The slow consumption of a star by a black hole (artist’s illustration) unleashed a blaze of light that remained bright even after five years. Credit: Caltech/R. Hurt (IPAC)
Black holes can get energy boosts by ‘snacking’, although their dish of choice is rather different from our own. Analysis suggests that the most luminous burst of light ever detected from a black hole — a fireworks show that was, at its peak, more than 10 trillion times brighter than the Sun — flared up as the black hole gobbled up a star that was at least 30 times as massive as the Sun.
The findings were published on 4 November in Nature Astronomy1.
When astronomers first laid eyes on the object in 2018, they didn’t realize it was a superflare. After noticing the object brighten, researchers zeroed in on it with the Palomar Observatory’s 200-inch Hale Telescope. But a graph of the light emitted by the object proved disappointing. “It didn’t seem nearly as interesting as we thought it was,” says Matthew Graham, an astronomer at the California Institute of Technology in Pasadena and a co-author of the paper.

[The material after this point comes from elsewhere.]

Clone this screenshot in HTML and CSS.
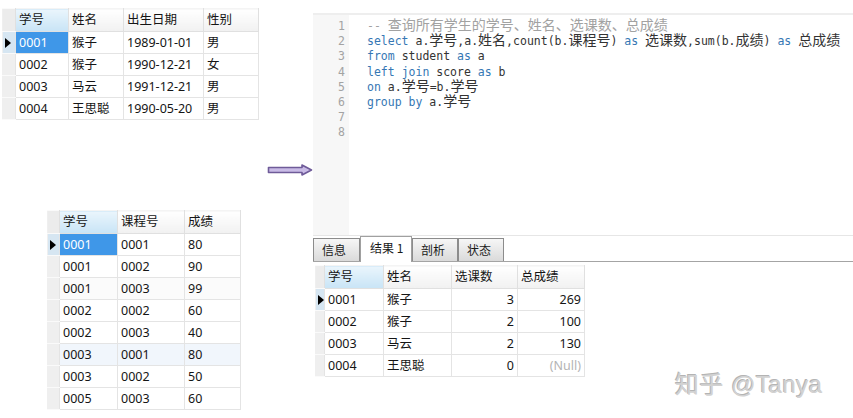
FILE: index.html
```html
<!DOCTYPE html>
<html>
<head>
<meta charset="utf-8">
<link rel="stylesheet" href="styles.css">
</head>
<body>
<div class="page">
  <div class="left">
    <table class="grid t1">
      <colgroup><col class="w13"><col class="w53"><col class="w55"><col class="w80"><col class="w55"></colgroup>
      <thead><tr><th class="ind"></th><th class="hl">学号</th><th>姓名</th><th>出生日期</th><th>性别</th></tr></thead>
      <tbody>
        <tr><td class="ind cur"><svg class="tri" width="6" height="10" viewBox="0 0 6 10"><polygon points="0,0 6,5 0,10" fill="#000"/></svg></td><td class="sel">0001</td><td>猴子</td><td>1989-01-01</td><td>男</td></tr>
        <tr><td class="ind"></td><td>0002</td><td>猴子</td><td>1990-12-21</td><td>女</td></tr>
        <tr><td class="ind"></td><td>0003</td><td>马云</td><td>1991-12-21</td><td>男</td></tr>
        <tr><td class="ind"></td><td>0004</td><td>王思聪</td><td>1990-05-20</td><td>男</td></tr>
      </tbody>
    </table>

    <table class="grid t2">
      <colgroup><col class="w12"><col class="w58"><col class="w67"><col class="w56"></colgroup>
      <thead><tr><th class="ind"></th><th class="hl">学号</th><th>课程号</th><th>成绩</th></tr></thead>
      <tbody>
        <tr><td class="ind cur"><svg class="tri" width="6" height="10" viewBox="0 0 6 10"><polygon points="0,0 6,5 0,10" fill="#000"/></svg></td><td class="sel">0001</td><td>0001</td><td>80</td></tr>
        <tr><td class="ind"></td><td>0001</td><td>0002</td><td>90</td></tr>
        <tr class="tint-gray"><td class="ind"></td><td>0001</td><td>0003</td><td>99</td></tr>
        <tr><td class="ind"></td><td>0002</td><td>0002</td><td>60</td></tr>
        <tr><td class="ind"></td><td>0002</td><td>0003</td><td>40</td></tr>
        <tr class="tint-blue"><td class="ind"></td><td>0003</td><td>0001</td><td>80</td></tr>
        <tr><td class="ind"></td><td>0003</td><td>0002</td><td>50</td></tr>
        <tr><td class="ind"></td><td>0005</td><td>0003</td><td>60</td></tr>
      </tbody>
    </table>
  </div>

  <div class="arrow-col">
    <svg class="arrow" width="46" height="12" viewBox="0 0 46 12">
      <path d="M1.5,3.5 H35 V1 L44.5,6 L35,11 V8.5 H1.5 Z" fill="#c9bbe6" stroke="#6f5b99" stroke-width="1.6" stroke-linejoin="round"/>
    </svg>
  </div>

  <div class="right">
    <div class="editor">
      <div class="gutter">
        <div class="ln">1</div><div class="ln">2</div><div class="ln">3</div><div class="ln">4</div><div class="ln">5</div><div class="ln">6</div><div class="ln">7</div><div class="ln">8</div>
      </div>
      <div class="code">
        <div class="line"><span class="cm">-- <span class="cj">查询所有学生的学号、姓名、选课数、总成绩</span></span></div>
        <div class="line"><span class="kw">select</span> a.<span class="cj">学号</span>,a.<span class="cj">姓名</span>,count(b.<span class="cj">课程号</span>) <span class="kw">as</span> <span class="cj">选课数</span>,sum(b.<span class="cj">成绩</span>) <span class="kw">as</span> <span class="cj">总成绩</span></div>
        <div class="line"><span class="kw">from</span> student <span class="kw">as</span> a</div>
        <div class="line"><span class="kw">left</span> <span class="kw">join</span> score <span class="kw">as</span> b</div>
        <div class="line"><span class="kw">on</span> a.<span class="cj">学号</span>=b.<span class="cj">学号</span></div>
        <div class="line"><span class="kw">group</span> <span class="kw">by</span> a.<span class="cj">学号</span></div>
        <div class="line"></div>
        <div class="line"></div>
      </div>
    </div>

    <div class="tabs">
      <div class="tab">信息</div>
      <div class="tab active">结果 1</div>
      <div class="tab">剖析</div>
      <div class="tab">状态</div>
    </div>

    <table class="grid t3">
      <colgroup><col class="w9"><col class="w59"><col class="w68"><col class="w66"><col class="w67"></colgroup>
      <thead><tr><th class="ind"></th><th class="hl">学号</th><th>姓名</th><th>选课数</th><th>总成绩</th></tr></thead>
      <tbody>
        <tr><td class="ind cur"><svg class="tri" width="6" height="10" viewBox="0 0 6 10"><polygon points="0,0 6,5 0,10" fill="#000"/></svg></td><td>0001</td><td>猴子</td><td class="num">3</td><td class="num">269</td></tr>
        <tr><td class="ind"></td><td>0002</td><td>猴子</td><td class="num">2</td><td class="num">100</td></tr>
        <tr><td class="ind"></td><td>0003</td><td>马云</td><td class="num">2</td><td class="num">130</td></tr>
        <tr><td class="ind"></td><td>0004</td><td>王思聪</td><td class="num">0</td><td class="num null">(Null)</td></tr>
      </tbody>
    </table>
  </div>

  <div class="wm">知乎 @Tanya</div>
</div>
</body>
</html>
```

FILE: styles.css
```css
* { box-sizing: border-box; }
html, body { margin: 0; background: #fff; }

.page {
  position: relative;
  width: 853px;
  height: 418px;
  display: flex;
  overflow: hidden;
  font-family: "Noto Sans", "Noto Sans CJK SC", sans-serif;
  font-size: 12.5px;
  color: #151515;
}

/* ---------- grids ---------- */
.left { width: 268px; flex: none; }

.grid { border-collapse: collapse; table-layout: fixed; }
.grid th, .grid td {
  height: 22px;
  padding: 0 3px;
  border: 1px solid #e4e4e4;
  text-align: left;
  font-weight: normal;
  white-space: nowrap;
  overflow: hidden;
  line-height: 20px;
}
.grid th {
  height: 23px;
  background: linear-gradient(#ffffff, #f1f1f1);
  border-color: #e0e0e0;
  border-top-color: #f4f4f4;
}
.grid th.hl { background: linear-gradient(#eaf5fc, #c8e4f6); }
.grid .ind {
  padding: 0;
  background: #efefef;
  border-left-color: #efefef;
  border-top-color: #fafafa;
  border-bottom-color: #fafafa;
}
.grid th.ind { background: #ececec; }
.grid td.cur { background: #d6e6f2; }
.tri { display: block; margin: 0 auto 0 2px; }
.grid td.sel { background: #3f97e8; color: #fff; }
.grid td.num { text-align: right; }
.grid td.null { color: #b4b4b4; }
.tint-blue td { background: #f1f6fc; }
.tint-gray td { background: #fbfbfb; }

.t1 { width: 256px; margin: 8px 0 0 2px; }
.t2 { width: 193px; margin: 90px 0 0 47px; }
.t3 { width: 269px; margin: 3px 0 0 2px; }

.w9 { width: 9px; }
.w12 { width: 12px; }
.w13 { width: 13px; }
.w53 { width: 53px; }
.w55 { width: 55px; }
.w56 { width: 56px; }
.w58 { width: 58px; }
.w59 { width: 59px; }
.w66 { width: 66px; }
.w67 { width: 67px; }
.w68 { width: 68px; }
.w80 { width: 80px; }

/* ---------- arrow ---------- */
.arrow-col { width: 45px; flex: none; padding-top: 164px; }
.arrow { display: block; margin-left: -1px; }

/* ---------- editor ---------- */
.right { flex: 1; padding-top: 13px; min-width: 0; }

.editor {
  height: 223px;
  display: flex;
  border-top: 2px solid #eeeeee;
  border-bottom: 1px solid #e6e6e6;
  font-family: "DejaVu Sans Mono", "Liberation Mono", monospace;
  font-size: 11.5px;
}
.gutter {
  width: 36px;
  flex: none;
  background: #f7f7f7;
  padding: 4px 4px 0 0;
  text-align: right;
  color: #a3a3a3;
}
.code {
  flex: 1;
  padding: 4px 0 0 18px;
  color: #333;
  overflow: hidden;
}
.ln, .line { height: 15.2px; line-height: 15px; }
.line { white-space: pre; }
.cj { font-family: "Noto Sans CJK SC", sans-serif; font-size: 14px; line-height: 0; }
.kw { color: #3677b4; }
.cm { color: #a2a2a2; }

/* ---------- tabs ---------- */
.tabs {
  height: 26px;
  display: flex;
  align-items: flex-end;
  border-bottom: 1px solid #a4a4a4;
  font-family: "Noto Sans CJK SC", sans-serif;
  font-size: 12px;
}
.tab {
  height: 23px;
  padding: 0 0 0 8px;
  line-height: 21px;
  background: linear-gradient(#f6f6f6, #dadada);
  border: 1px solid #8c8c8c;
  border-bottom: none;
  width: 46px;
  color: #1a1a1a;
}
.tab:first-child { width: 47px; }
.tab.active {
  height: 26px;
  margin-bottom: -1px;
  width: 52px;
  background: #fff;
  border-color: #a0a0a0;
  line-height: 22px;
  padding-left: 9px;
}

/* ---------- watermark ---------- */
.wm {
  position: absolute;
  left: 675px;
  top: 365px;
  font-family: "Liberation Sans", "Noto Sans CJK SC", sans-serif;
  font-size: 24px;
  letter-spacing: 0.5px;
  color: #d2d2d2;
  text-shadow: -1px -1px 0 #b4b4b4;
}
```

However, in 2023, the team noticed that, even after five years, the black hole remained peculiarly bright. So they took a closer look using the W. M. Keck Observatory in Hawaii, which revealed that the object was roughly 3 million kiloparsecs, or 10 billion light years, away. To appear so bright at such a great distance, the jets of light must have been particularly luminous. Astronomers now say that the flare is 30 times more luminous than any previously detected blaze of light from a black hole.
A trick of the light?
The authors investigated several possible causes of the flare. Perhaps there was a supernova near the black hole, or the flare was merely a trick of the light, appearing much brighter than it was in reality because of gravity’s warping effects. But the team found that neither explanation matched well with observations.